I am using the Template controller and would like to have a single view contain several partial views.
The way this is done as I understand it is to create a template with variable that contain the partials and echo them out from the master template.
$this->template->header = View::forge('header', $data);
$this->template->content = View::forge('posts', $data);
$this->template->footer= View::forge('footer', $data);
My question relates to if it is acceptable to load a view from within a view. For example a view named posts.php may be include within the view file a a reference to a view named comments.php. I do not need to include comments as part of my template as it is not needed on every page, but several pages have comments and I do not want to keep recreating the logic every time I need it. It would be much easier if I could just call the view from within the main view where it is needed. Is it ok? ... for some reason it just feels like it is wrong. I am new to frameworks and FuelPHP so I want to learn the right way out of the gate instead of the wrong way from the get go.
Is there a way to load both views into the template from the controller.
$this->template->content = View::forge('Posts',$data);
$this->template->content .= View::forge('Comments', $data);
I have read over the documentation and can not for the life of me find an answer. Any help is greatly appreciated!
FuelPHP utilizes a technique called late rendering.
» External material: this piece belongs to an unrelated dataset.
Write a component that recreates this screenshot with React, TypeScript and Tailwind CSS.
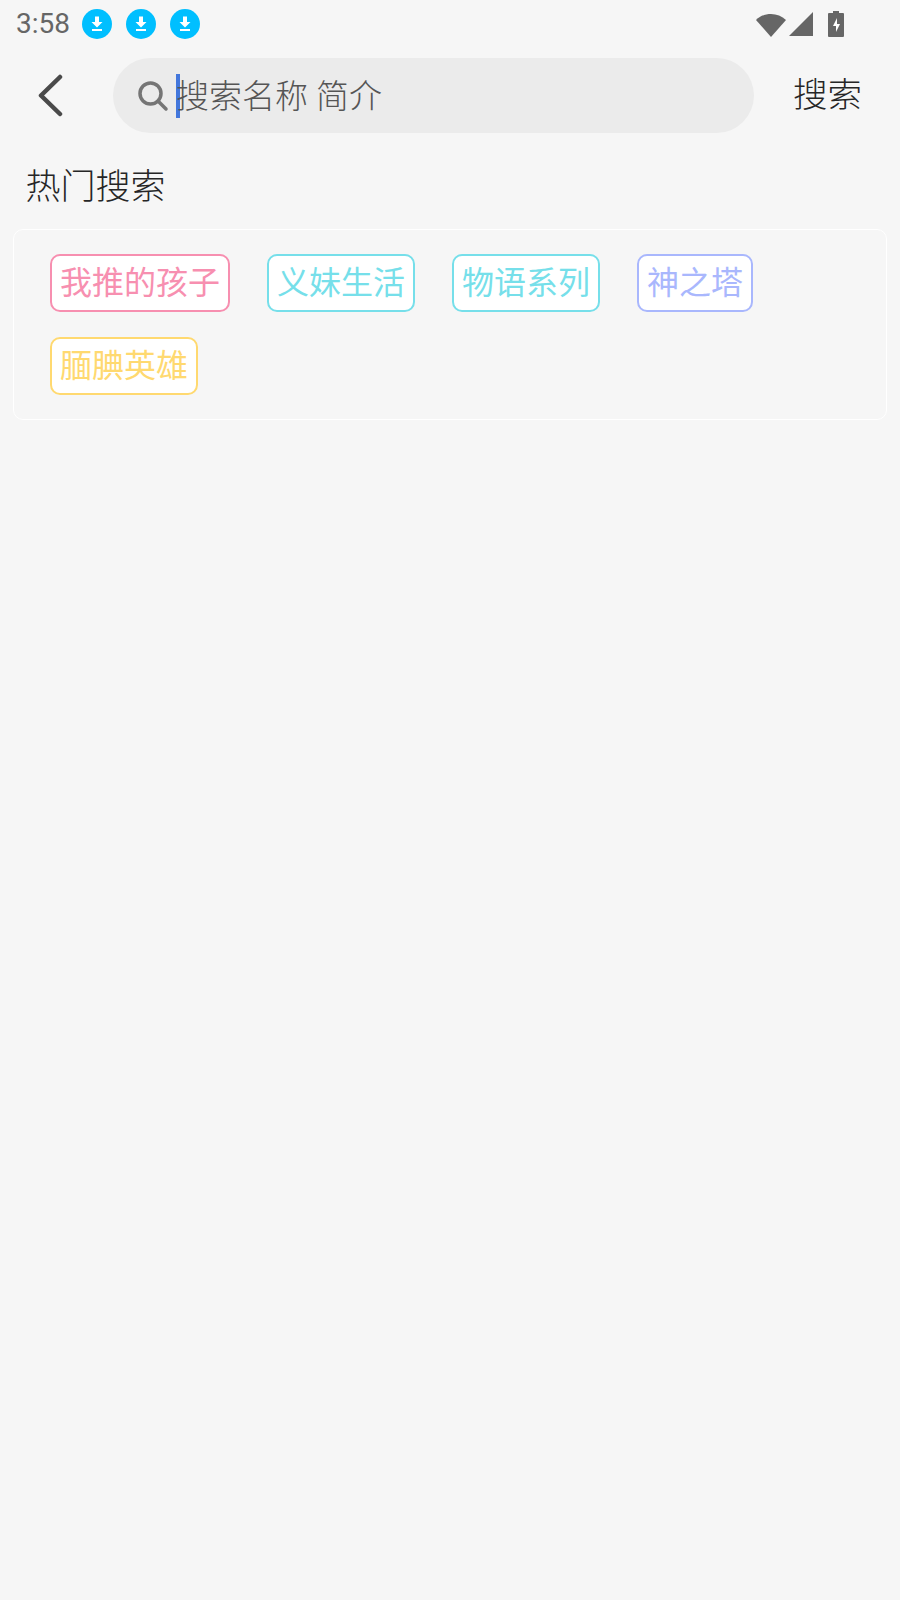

Which means that views will exist as objects until it is needed to get their string representation, usually when you echo it. This saves processing because rendering only happens when needed, not every time you forge a view.
So technically you are already rendering views in views.
As to your question, I would pass the comments view object as part of the data to the Posts view. In that view, check if the variable is present, and if so, echo it.
It is a better solution then string concatenation, as that would force the view to be cast to string, which means it's going to be rendered there, and not when you output it.